■ **Exercise description**: Tally the lines that contain the string "Tailwind" and give the number by itself.

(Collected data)
################
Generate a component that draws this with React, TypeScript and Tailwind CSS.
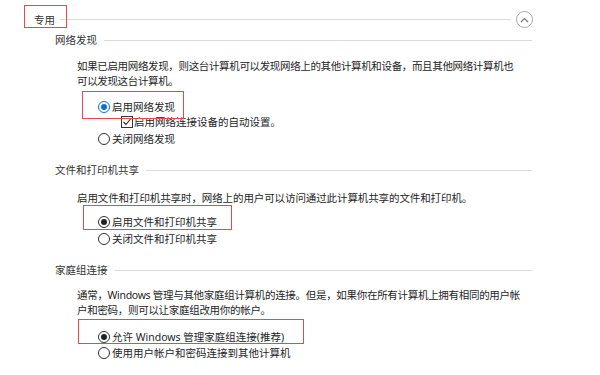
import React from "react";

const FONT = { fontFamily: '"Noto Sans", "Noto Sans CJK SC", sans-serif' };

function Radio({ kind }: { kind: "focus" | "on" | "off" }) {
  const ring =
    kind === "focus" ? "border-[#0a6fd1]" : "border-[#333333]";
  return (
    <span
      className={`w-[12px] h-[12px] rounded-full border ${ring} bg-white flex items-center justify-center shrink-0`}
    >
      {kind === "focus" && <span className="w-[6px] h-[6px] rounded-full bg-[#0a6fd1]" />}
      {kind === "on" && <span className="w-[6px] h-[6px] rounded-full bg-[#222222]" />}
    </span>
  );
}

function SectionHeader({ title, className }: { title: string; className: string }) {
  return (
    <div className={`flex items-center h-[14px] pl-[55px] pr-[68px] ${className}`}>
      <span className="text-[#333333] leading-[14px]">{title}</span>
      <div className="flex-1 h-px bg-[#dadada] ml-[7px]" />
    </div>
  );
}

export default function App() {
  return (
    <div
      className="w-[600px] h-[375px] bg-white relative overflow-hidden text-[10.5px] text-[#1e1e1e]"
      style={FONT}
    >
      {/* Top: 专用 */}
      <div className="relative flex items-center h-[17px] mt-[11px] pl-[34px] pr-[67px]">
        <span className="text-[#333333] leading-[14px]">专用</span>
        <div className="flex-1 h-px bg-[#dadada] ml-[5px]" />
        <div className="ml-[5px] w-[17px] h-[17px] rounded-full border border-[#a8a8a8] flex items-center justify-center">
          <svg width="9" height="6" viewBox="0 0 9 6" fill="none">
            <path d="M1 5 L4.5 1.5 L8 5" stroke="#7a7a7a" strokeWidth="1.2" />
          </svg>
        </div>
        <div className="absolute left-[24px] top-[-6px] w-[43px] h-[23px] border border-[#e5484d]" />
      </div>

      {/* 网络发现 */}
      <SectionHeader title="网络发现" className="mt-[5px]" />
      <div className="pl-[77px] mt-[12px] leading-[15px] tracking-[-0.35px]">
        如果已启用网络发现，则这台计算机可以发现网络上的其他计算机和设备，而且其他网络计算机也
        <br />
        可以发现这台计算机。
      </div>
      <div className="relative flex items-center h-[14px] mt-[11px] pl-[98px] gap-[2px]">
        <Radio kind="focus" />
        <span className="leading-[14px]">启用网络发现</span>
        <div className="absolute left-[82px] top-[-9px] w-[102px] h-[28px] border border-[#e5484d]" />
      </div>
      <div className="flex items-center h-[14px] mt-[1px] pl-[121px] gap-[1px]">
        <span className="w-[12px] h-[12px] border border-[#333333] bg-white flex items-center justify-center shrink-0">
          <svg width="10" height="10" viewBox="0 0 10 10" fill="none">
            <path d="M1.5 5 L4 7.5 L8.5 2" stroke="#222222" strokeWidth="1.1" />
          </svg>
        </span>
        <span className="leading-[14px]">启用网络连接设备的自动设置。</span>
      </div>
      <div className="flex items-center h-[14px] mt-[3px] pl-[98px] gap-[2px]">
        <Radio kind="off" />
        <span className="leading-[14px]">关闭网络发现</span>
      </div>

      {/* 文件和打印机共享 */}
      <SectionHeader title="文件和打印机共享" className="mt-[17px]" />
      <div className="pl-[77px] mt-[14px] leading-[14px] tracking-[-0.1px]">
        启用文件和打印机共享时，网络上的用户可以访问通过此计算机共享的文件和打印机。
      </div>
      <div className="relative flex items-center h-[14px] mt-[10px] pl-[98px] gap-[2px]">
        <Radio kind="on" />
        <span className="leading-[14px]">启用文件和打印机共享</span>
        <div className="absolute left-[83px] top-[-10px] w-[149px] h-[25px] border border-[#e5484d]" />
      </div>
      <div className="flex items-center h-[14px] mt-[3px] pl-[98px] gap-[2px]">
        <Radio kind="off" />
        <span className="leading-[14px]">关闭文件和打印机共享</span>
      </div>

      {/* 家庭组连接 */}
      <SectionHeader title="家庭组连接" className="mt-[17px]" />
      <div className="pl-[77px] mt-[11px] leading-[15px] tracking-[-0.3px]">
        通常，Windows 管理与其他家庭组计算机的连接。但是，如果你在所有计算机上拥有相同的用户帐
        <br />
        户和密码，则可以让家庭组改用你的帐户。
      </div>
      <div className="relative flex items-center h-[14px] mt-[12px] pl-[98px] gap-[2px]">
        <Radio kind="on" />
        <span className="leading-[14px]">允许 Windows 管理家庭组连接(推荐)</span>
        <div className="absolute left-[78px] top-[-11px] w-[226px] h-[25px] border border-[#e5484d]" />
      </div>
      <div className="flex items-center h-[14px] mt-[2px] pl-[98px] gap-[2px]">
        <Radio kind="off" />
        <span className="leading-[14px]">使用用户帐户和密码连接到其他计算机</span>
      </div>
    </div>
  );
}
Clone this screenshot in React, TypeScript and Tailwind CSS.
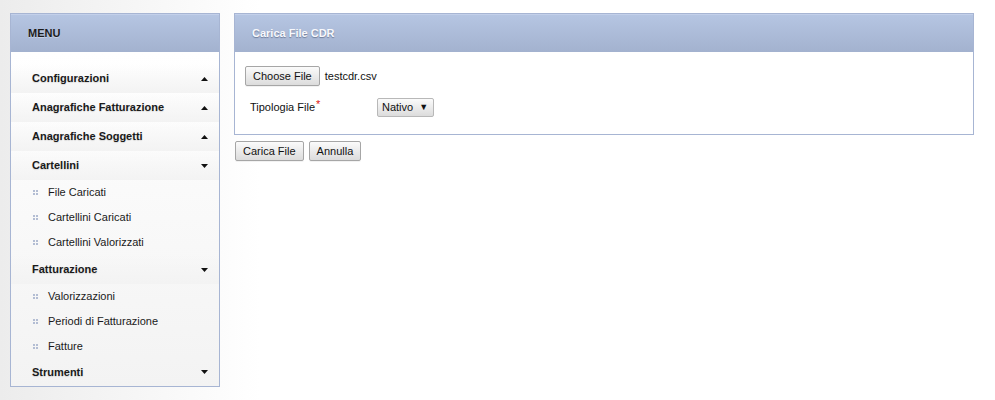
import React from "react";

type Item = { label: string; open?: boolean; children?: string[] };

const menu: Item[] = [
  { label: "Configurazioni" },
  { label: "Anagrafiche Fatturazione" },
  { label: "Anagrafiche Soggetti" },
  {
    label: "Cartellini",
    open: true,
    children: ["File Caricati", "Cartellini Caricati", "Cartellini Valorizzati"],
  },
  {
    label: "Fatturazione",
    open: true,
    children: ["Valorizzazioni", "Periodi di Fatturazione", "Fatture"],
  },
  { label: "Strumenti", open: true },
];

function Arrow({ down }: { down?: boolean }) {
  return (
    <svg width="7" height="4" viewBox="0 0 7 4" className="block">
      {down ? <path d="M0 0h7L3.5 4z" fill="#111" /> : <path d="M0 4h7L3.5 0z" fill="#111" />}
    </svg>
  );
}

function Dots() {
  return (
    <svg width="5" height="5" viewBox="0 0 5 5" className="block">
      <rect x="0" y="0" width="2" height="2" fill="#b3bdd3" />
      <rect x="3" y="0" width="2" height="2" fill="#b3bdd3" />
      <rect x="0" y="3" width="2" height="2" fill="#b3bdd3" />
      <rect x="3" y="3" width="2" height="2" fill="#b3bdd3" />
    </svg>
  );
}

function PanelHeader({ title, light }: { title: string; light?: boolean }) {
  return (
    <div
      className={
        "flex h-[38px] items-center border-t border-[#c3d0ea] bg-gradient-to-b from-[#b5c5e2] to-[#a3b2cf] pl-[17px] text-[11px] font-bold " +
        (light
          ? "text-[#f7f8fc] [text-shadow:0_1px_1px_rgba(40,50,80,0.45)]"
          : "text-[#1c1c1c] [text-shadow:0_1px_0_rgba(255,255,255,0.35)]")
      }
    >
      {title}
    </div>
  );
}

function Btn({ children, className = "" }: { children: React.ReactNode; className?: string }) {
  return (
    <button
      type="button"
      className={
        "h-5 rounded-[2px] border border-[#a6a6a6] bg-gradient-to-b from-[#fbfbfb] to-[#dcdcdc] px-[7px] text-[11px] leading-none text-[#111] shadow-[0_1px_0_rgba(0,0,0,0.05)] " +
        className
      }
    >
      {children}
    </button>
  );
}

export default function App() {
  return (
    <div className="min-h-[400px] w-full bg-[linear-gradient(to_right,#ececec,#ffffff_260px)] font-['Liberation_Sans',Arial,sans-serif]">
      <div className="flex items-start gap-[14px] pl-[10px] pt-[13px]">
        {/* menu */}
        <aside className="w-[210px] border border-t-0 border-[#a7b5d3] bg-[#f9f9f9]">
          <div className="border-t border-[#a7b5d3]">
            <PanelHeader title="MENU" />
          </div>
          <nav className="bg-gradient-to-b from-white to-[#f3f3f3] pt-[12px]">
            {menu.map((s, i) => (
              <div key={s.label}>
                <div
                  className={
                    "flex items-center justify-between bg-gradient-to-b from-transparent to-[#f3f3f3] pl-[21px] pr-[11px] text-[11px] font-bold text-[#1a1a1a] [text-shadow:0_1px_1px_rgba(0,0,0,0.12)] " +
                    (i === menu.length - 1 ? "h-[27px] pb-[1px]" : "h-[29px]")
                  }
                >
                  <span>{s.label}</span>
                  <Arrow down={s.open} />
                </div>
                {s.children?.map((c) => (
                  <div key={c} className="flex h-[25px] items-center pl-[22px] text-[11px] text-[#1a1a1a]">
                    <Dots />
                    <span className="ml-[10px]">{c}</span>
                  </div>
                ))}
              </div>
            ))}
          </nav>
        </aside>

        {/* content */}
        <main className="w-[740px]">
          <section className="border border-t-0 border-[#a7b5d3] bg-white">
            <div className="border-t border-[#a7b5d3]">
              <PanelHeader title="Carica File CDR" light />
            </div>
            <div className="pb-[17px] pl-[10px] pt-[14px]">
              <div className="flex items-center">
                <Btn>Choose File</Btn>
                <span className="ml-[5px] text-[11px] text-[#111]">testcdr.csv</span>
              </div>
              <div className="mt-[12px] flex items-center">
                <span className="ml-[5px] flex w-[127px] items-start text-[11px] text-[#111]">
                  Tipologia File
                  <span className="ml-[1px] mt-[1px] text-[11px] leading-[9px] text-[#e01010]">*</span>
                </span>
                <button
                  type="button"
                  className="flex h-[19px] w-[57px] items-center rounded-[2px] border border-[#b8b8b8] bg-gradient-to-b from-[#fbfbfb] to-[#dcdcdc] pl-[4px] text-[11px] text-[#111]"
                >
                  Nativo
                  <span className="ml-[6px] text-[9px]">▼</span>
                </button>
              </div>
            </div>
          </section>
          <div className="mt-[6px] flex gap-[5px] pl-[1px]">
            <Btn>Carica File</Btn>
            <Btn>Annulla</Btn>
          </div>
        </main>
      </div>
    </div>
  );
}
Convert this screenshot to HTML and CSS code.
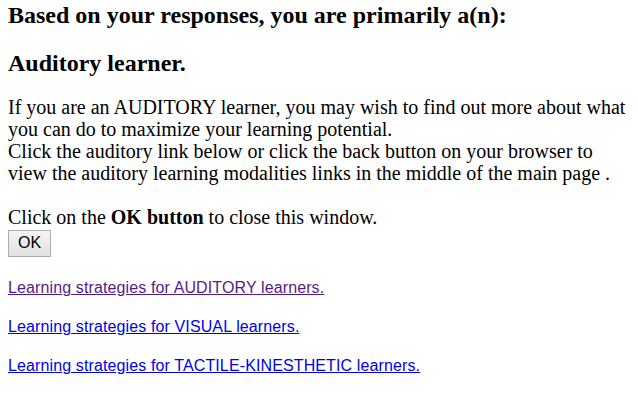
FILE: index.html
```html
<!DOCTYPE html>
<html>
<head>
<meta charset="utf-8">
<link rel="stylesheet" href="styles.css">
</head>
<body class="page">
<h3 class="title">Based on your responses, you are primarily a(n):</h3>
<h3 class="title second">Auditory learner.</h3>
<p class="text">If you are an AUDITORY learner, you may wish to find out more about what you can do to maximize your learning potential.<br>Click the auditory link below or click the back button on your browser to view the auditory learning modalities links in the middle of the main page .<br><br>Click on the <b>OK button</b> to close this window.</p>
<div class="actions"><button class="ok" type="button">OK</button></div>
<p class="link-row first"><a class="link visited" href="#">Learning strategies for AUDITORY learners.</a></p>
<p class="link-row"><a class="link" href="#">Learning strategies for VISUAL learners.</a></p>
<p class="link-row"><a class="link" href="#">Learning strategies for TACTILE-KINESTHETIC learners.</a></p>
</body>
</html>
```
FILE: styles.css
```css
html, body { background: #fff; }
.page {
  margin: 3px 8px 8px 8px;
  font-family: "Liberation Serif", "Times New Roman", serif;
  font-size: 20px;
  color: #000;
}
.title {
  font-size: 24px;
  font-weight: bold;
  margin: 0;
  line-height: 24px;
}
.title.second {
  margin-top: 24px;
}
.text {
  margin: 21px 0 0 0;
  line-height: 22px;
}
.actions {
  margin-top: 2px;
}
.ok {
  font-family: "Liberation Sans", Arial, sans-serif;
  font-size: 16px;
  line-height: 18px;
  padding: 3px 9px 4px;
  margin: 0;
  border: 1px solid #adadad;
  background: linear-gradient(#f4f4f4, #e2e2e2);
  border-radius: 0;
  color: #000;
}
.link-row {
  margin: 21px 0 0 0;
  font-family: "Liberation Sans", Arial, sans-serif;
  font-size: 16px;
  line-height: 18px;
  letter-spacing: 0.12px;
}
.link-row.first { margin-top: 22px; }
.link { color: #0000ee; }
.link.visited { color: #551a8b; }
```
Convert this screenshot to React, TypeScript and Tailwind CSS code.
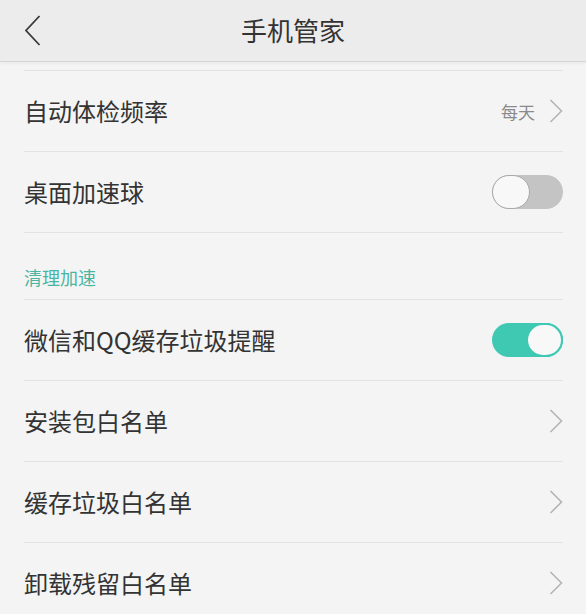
################
■ **Solution to this exercise**: 3